Today, Bruce told me he was off to Spanish class, his homework had been to talk about a souvenir he brought back from his holidays. 'I didn't bring back a souvenir, all I brought back was a couple of pebbles' he says. I laugh.....until he produces 2 pictures of pebbles.

'Are you serious?'
'Yes!'

'You're going to talk about pebbles?'

'Yes, look! It's very interesting really' *scoots over to me on his chair and shows me his pebble pictures*

'Oh I see, are you going to talk about how this one is brown and this one is grey?'

*withering look*

'Or about how this one is small and this one is big?'

He actually did proceed to tell me an interesting story about the pebbles on the beach and then some cool pictures of a shipwreck! Then I suggested that he should talk about his tacky souvenir collection á la Becki!! Much funnier than the pebbles!
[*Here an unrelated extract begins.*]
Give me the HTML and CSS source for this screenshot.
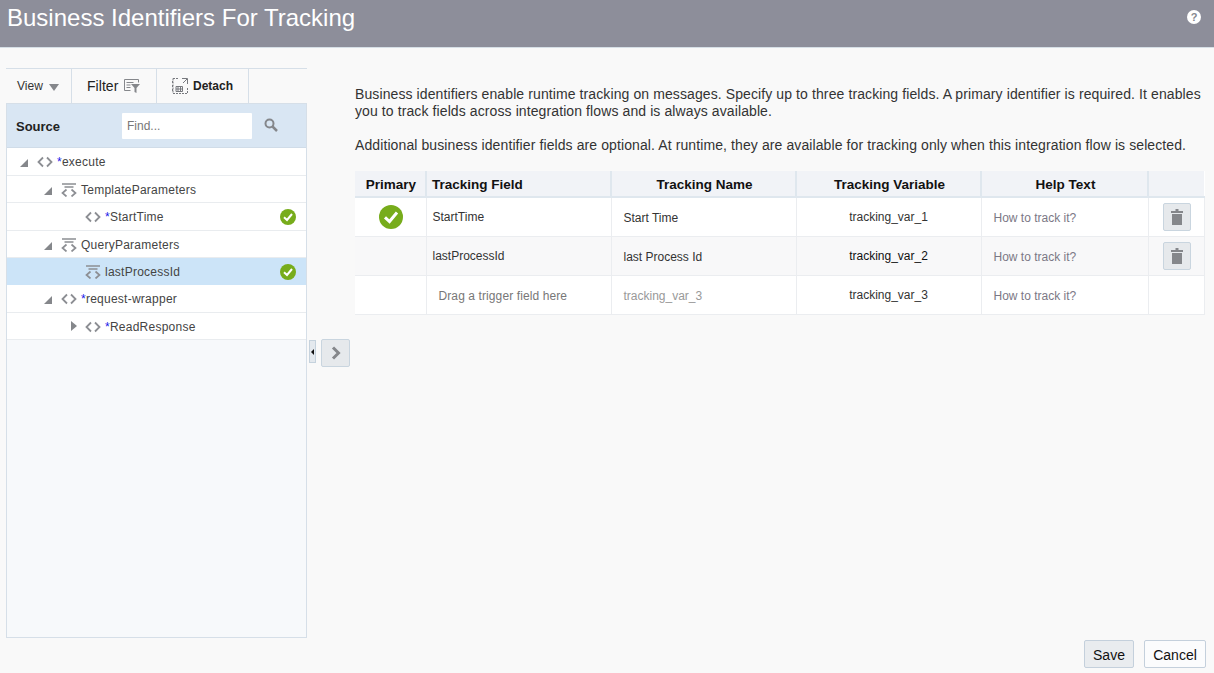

So, we proceeded looking up words like 'Leprechaun', 'kangaroo' and 'sheep' in Spanish, and I took these wonderful pictures of Bruce carefully wrapping up his treasures, for treasures they are indeed.






From left to right we have the following:
Starfish with a sticky-out tongue! I bought this from Cornwall

Clog from Amsterdam, came with a cheap pen of which we've all lost.

Leprechaun glitter globe from Dublin

Boxing light-up kangaroo pen from Australia, brought back by Linda

Fuzzy-top giraffe print pencil bought from Whipsnade animal park by yours truely!

Lamb clippy thing, from New Zealand, from Linda

Clay sheep from Wales, from ME!

And last, but not least, a Leaning Tower of Pisa magnet (complete with top hat) from...Pisa.